Print all of the lines exactly. Any picture among them stays out.

**** Data extract ****

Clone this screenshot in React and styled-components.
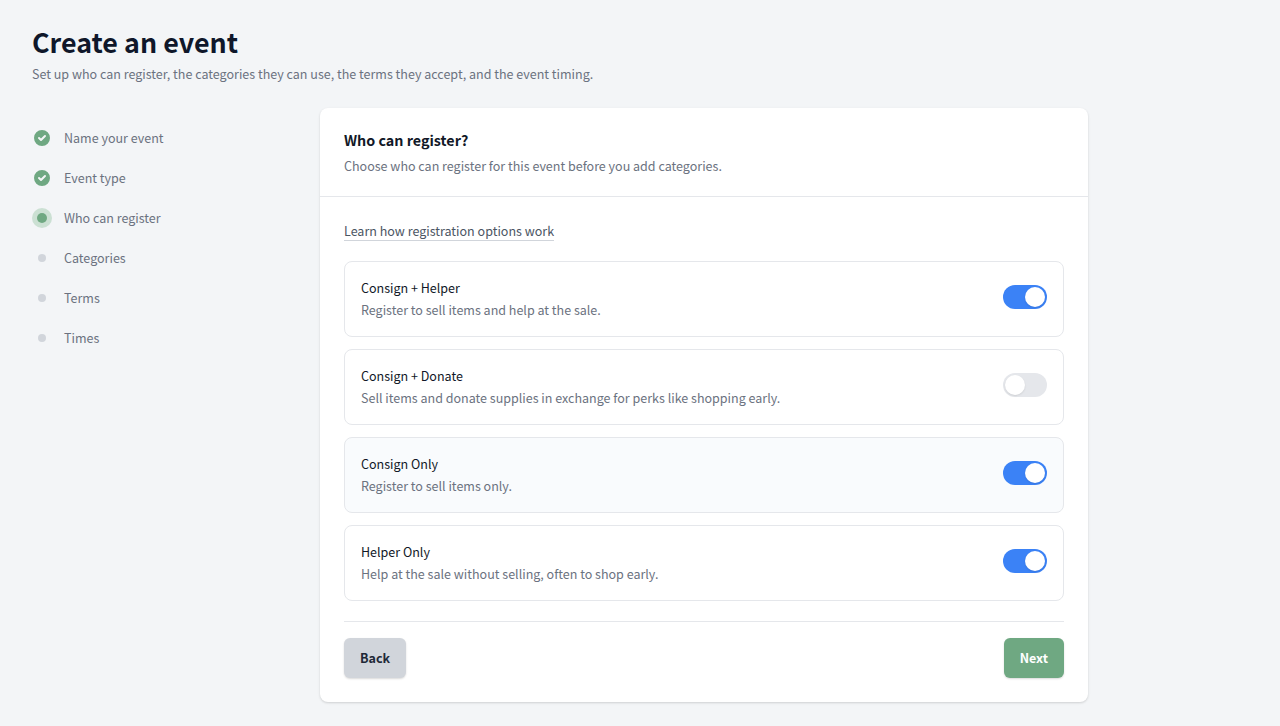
import React, { useState } from "react";
import styled, { createGlobalStyle } from "styled-components";

const GlobalStyle = createGlobalStyle`
  *, *::before, *::after { box-sizing: border-box; }
  body {
    margin: 0;
    background: #f3f5f7;
    color: #111827;
    font-family: "Noto Sans CJK JP", "Noto Sans", sans-serif;
    font-size: 14px;
    font-size-adjust: 0.486;
    line-height: 20px;
  }
  h1, h2, p, ol { margin: 0; padding: 0; }
  button { font: inherit; font-size-adjust: inherit; }
`;

const Page = styled.main`
  padding: 24px 32px;
`;

const Title = styled.h1`
  font-size: 30px;
  line-height: 36px;
  font-weight: 700;
  color: #0f172a;
`;

const Muted = styled.p`
  margin-top: 4px;
  color: #6b7280;
`;

const Layout = styled.div`
  display: grid;
  grid-template-columns: 256px minmax(0, 768px);
  gap: 32px;
  margin-top: 24px;
`;

const Steps = styled.ol`
  display: flex;
  flex-direction: column;
  gap: 20px;
  padding-top: 20px;
  list-style: none;
`;

const Step = styled.li`
  display: flex;
  align-items: center;
  gap: 12px;
  color: #6b7280;
`;

const Marker = styled.svg`
  flex: none;
  width: 20px;
  height: 20px;
`;

const Card = styled.section`
  background: #fff;
  border-radius: 8px;
  box-shadow: 0 1px 3px rgba(0, 0, 0, 0.1), 0 1px 2px rgba(0, 0, 0, 0.06);
`;

const CardHeader = styled.header`
  padding: 20px 24px;
  border-bottom: 1px solid #e5e7eb;
`;

const CardTitle = styled.h2`
  font-size: 16px;
  line-height: 24px;
  font-weight: 600;
`;

const CardBody = styled.div`
  display: flex;
  flex-direction: column;
  gap: 20px;
  padding: 24px;
`;

const HelpLink = styled.a`
  align-self: flex-start;
  height: 20px;
  color: #4b5563;
  border-bottom: 1px solid #d1d5db;
  text-decoration: none;
`;

const Options = styled.div`
  display: flex;
  flex-direction: column;
  gap: 12px;
`;

const Option = styled.label`
  display: flex;
  align-items: flex-start;
  justify-content: space-between;
  gap: 16px;
  padding: 16px;
  border: 1px solid #e5e7eb;
  border-radius: 8px;
  background: ${({ $active }) => ($active ? "#f9fbfd" : "#fff")};
  cursor: pointer;
`;

const OptionName = styled.span`
  display: block;
  color: #111827;
`;

const OptionNote = styled.span`
  display: block;
  margin-top: 2px;
  color: #6b7280;
`;

const Switch = styled.input`
  appearance: none;
  flex: none;
  width: 44px;
  height: 24px;
  margin: 7px 0 0;
  padding: 2px;
  border-radius: 12px;
  background: #e5e7eb;
  cursor: pointer;

  &::before {
    content: "";
    display: block;
    width: 20px;
    height: 20px;
    border-radius: 50%;
    background: #fff;
    box-shadow: 0 1px 2px rgba(0, 0, 0, 0.1);
  }
  &:checked { background: #3b82f6; }
  &:checked::before { margin-left: 20px; }
`;

const Footer = styled.footer`
  display: flex;
  justify-content: space-between;
  padding-top: 16px;
  border-top: 1px solid #e5e7eb;
`;

const Button = styled.button`
  height: 40px;
  padding: 0 16px;
  border: 0;
  border-radius: 6px;
  font-weight: 600;
  color: ${({ $primary }) => ($primary ? "#fff" : "#1f2937")};
  background: ${({ $primary }) => ($primary ? "#6fa882" : "#d1d5db")};
  box-shadow: 0 1px 2px rgba(0, 0, 0, 0.15);
  cursor: pointer;
`;

const STEPS = [
  ["Name your event", "done"],
  ["Event type", "done"],
  ["Who can register", "current"],
  ["Categories", "todo"],
  ["Terms", "todo"],
  ["Times", "todo"],
];

const OPTIONS = [
  { id: "consign-helper", name: "Consign + Helper", note: "Register to sell items and help at the sale.", on: true },
  { id: "consign-donate", name: "Consign + Donate", note: "Sell items and donate supplies in exchange for perks like shopping early.", on: false },
  { id: "consign-only", name: "Consign Only", note: "Register to sell items only.", on: true, active: true },
  { id: "helper-only", name: "Helper Only", note: "Help at the sale without selling, often to shop early.", on: true },
];

function StepMarker({ state }) {
  return (
    <Marker viewBox="0 0 20 20" aria-hidden="true">
      {state === "done" && (
        <path
          fill="#6fa882"
          fillRule="evenodd"
          d="M10 18a8 8 0 100-16 8 8 0 000 16zm3.707-9.293a1 1 0 00-1.414-1.414L9 10.586 7.707 9.293a1 1 0 00-1.414 1.414l2 2a1 1 0 001.414 0l4-4z"
        />
      )}
      {state === "current" && (
        <>
          <circle cx="10" cy="10" r="10" fill="#cbe0d3" />
          <circle cx="10" cy="10" r="5" fill="#6fa882" />
        </>
      )}
      {state === "todo" && <circle cx="10" cy="10" r="4" fill="#d1d5db" />}
    </Marker>
  );
}

function OptionRow({ option }) {
  const [on, setOn] = useState(option.on);
  return (
    <Option htmlFor={option.id} $active={option.active}>
      <span>
        <OptionName>{option.name}</OptionName>
        <OptionNote>{option.note}</OptionNote>
      </span>
      <Switch type="checkbox" role="switch" id={option.id} checked={on} onChange={() => setOn(!on)} />
    </Option>
  );
}

export default function App() {
  return (
    <Page>
      <GlobalStyle />
      <Title>Create an event</Title>
      <Muted>
        Set up who can register, the categories they can use, the terms they accept, and the event timing.
      </Muted>
      <Layout>
        <nav aria-label="Progress">
          <Steps>
            {STEPS.map(([label, state]) => (
              <Step key={label} aria-current={state === "current" ? "step" : undefined}>
                <StepMarker state={state} />
                {label}
              </Step>
            ))}
          </Steps>
        </nav>
        <Card>
          <CardHeader>
            <CardTitle>Who can register?</CardTitle>
            <Muted>Choose who can register for this event before you add categories.</Muted>
          </CardHeader>
          <CardBody>
            <HelpLink href="#help">Learn how registration options work</HelpLink>
            <Options>
              {OPTIONS.map((option) => (
                <OptionRow key={option.id} option={option} />
              ))}
            </Options>
            <Footer>
              <Button type="button">Back</Button>
              <Button type="button" $primary>Next</Button>
            </Footer>
          </CardBody>
        </Card>
      </Layout>
    </Page>
  );
}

****

§ Solution for this task:
Clone this screenshot in React and styled-components.
import React, { useState } from "react";
import styled, { createGlobalStyle } from "styled-components";

const GlobalStyle = createGlobalStyle`
  *, *::before, *::after { box-sizing: border-box; }
  body {
    margin: 0;
    background: #f3f5f7;
    color: #111827;
    font-family: "Noto Sans CJK JP", "Noto Sans", sans-serif;
    font-size: 14px;
    font-size-adjust: 0.486;
    line-height: 20px;
  }
  h1, h2, p, ol { margin: 0; padding: 0; }
  button { font: inherit; font-size-adjust: inherit; }
`;

const Page = styled.main`
  padding: 24px 32px;
`;

const Title = styled.h1`
  font-size: 30px;
  line-height: 36px;
  font-weight: 700;
  color: #0f172a;
`;

const Muted = styled.p`
  margin-top: 4px;
  color: #6b7280;
`;

const Layout = styled.div`
  display: grid;
  grid-template-columns: 256px minmax(0, 768px);
  gap: 32px;
  margin-top: 24px;
`;

const Steps = styled.ol`
  display: flex;
  flex-direction: column;
  gap: 20px;
  padding-top: 20px;
  list-style: none;
`;

const Step = styled.li`
  display: flex;
  align-items: center;
  gap: 12px;
  color: #6b7280;
`;

const Marker = styled.svg`
  flex: none;
  width: 20px;
  height: 20px;
`;

const Card = styled.section`
  background: #fff;
  border-radius: 8px;
  box-shadow: 0 1px 3px rgba(0, 0, 0, 0.1), 0 1px 2px rgba(0, 0, 0, 0.06);
`;

const CardHeader = styled.header`
  padding: 20px 24px;
  border-bottom: 1px solid #e5e7eb;
`;

const CardTitle = styled.h2`
  font-size: 16px;
  line-height: 24px;
  font-weight: 600;
`;

const CardBody = styled.div`
  display: flex;
  flex-direction: column;
  gap: 20px;
  padding: 24px;
`;

const HelpLink = styled.a`
  align-self: flex-start;
  height: 20px;
  color: #4b5563;
  border-bottom: 1px solid #d1d5db;
  text-decoration: none;
`;

const Options = styled.div`
  display: flex;
  flex-direction: column;
  gap: 12px;
`;

const Option = styled.label`
  display: flex;
  align-items: flex-start;
  justify-content: space-between;
  gap: 16px;
  padding: 16px;
  border: 1px solid #e5e7eb;
  border-radius: 8px;
  background: ${({ $active }) => ($active ? "#f9fbfd" : "#fff")};
  cursor: pointer;
`;

const OptionName = styled.span`
  display: block;
  color: #111827;
`;

const OptionNote = styled.span`
  display: block;
  margin-top: 2px;
  color: #6b7280;
`;

const Switch = styled.input`
  appearance: none;
  flex: none;
  width: 44px;
  height: 24px;
  margin: 7px 0 0;
  padding: 2px;
  border-radius: 12px;
  background: #e5e7eb;
  cursor: pointer;

  &::before {
    content: "";
    display: block;
    width: 20px;
    height: 20px;
    border-radius: 50%;
    background: #fff;
    box-shadow: 0 1px 2px rgba(0, 0, 0, 0.1);
  }
  &:checked { background: #3b82f6; }
  &:checked::before { margin-left: 20px; }
`;

const Footer = styled.footer`
  display: flex;
  justify-content: space-between;
  padding-top: 16px;
  border-top: 1px solid #e5e7eb;
`;

const Button = styled.button`
  height: 40px;
  padding: 0 16px;
  border: 0;
  border-radius: 6px;
  font-weight: 600;
  color: ${({ $primary }) => ($primary ? "#fff" : "#1f2937")};
  background: ${({ $primary }) => ($primary ? "#6fa882" : "#d1d5db")};
  box-shadow: 0 1px 2px rgba(0, 0, 0, 0.15);
  cursor: pointer;
`;

const STEPS = [
  ["Name your event", "done"],
  ["Event type", "done"],
  ["Who can register", "current"],
  ["Categories", "todo"],
  ["Terms", "todo"],
  ["Times", "todo"],
];

const OPTIONS = [
  { id: "consign-helper", name: "Consign + Helper", note: "Register to sell items and help at the sale.", on: true },
  { id: "consign-donate", name: "Consign + Donate", note: "Sell items and donate supplies in exchange for perks like shopping early.", on: false },
  { id: "consign-only", name: "Consign Only", note: "Register to sell items only.", on: true, active: true },
  { id: "helper-only", name: "Helper Only", note: "Help at the sale without selling, often to shop early.", on: true },
];

function StepMarker({ state }) {
  return (
    <Marker viewBox="0 0 20 20" aria-hidden="true">
      {state === "done" && (
        <path
          fill="#6fa882"
          fillRule="evenodd"
          d="M10 18a8 8 0 100-16 8 8 0 000 16zm3.707-9.293a1 1 0 00-1.414-1.414L9 10.586 7.707 9.293a1 1 0 00-1.414 1.414l2 2a1 1 0 001.414 0l4-4z"
        />
      )}
      {state === "current" && (
        <>
          <circle cx="10" cy="10" r="10" fill="#cbe0d3" />
          <circle cx="10" cy="10" r="5" fill="#6fa882" />
        </>
      )}
      {state === "todo" && <circle cx="10" cy="10" r="4" fill="#d1d5db" />}
    </Marker>
  );
}

function OptionRow({ option }) {
  const [on, setOn] = useState(option.on);
  return (
    <Option htmlFor={option.id} $active={option.active}>
      <span>
        <OptionName>{option.name}</OptionName>
        <OptionNote>{option.note}</OptionNote>
      </span>
      <Switch type="checkbox" role="switch" id={option.id} checked={on} onChange={() => setOn(!on)} />
    </Option>
  );
}

export default function App() {
  return (
    <Page>
      <GlobalStyle />
      <Title>Create an event</Title>
      <Muted>
        Set up who can register, the categories they can use, the terms they accept, and the event timing.
      </Muted>
      <Layout>
        <nav aria-label="Progress">
          <Steps>
            {STEPS.map(([label, state]) => (
              <Step key={label} aria-current={state === "current" ? "step" : undefined}>
                <StepMarker state={state} />
                {label}
              </Step>
            ))}
          </Steps>
        </nav>
        <Card>
          <CardHeader>
            <CardTitle>Who can register?</CardTitle>
            <Muted>Choose who can register for this event before you add categories.</Muted>
          </CardHeader>
          <CardBody>
            <HelpLink href="#help">Learn how registration options work</HelpLink>
            <Options>
              {OPTIONS.map((option) => (
                <OptionRow key={option.id} option={option} />
              ))}
            </Options>
            <Footer>
              <Button type="button">Back</Button>
              <Button type="button" $primary>Next</Button>
            </Footer>
          </CardBody>
        </Card>
      </Layout>
    </Page>
  );
}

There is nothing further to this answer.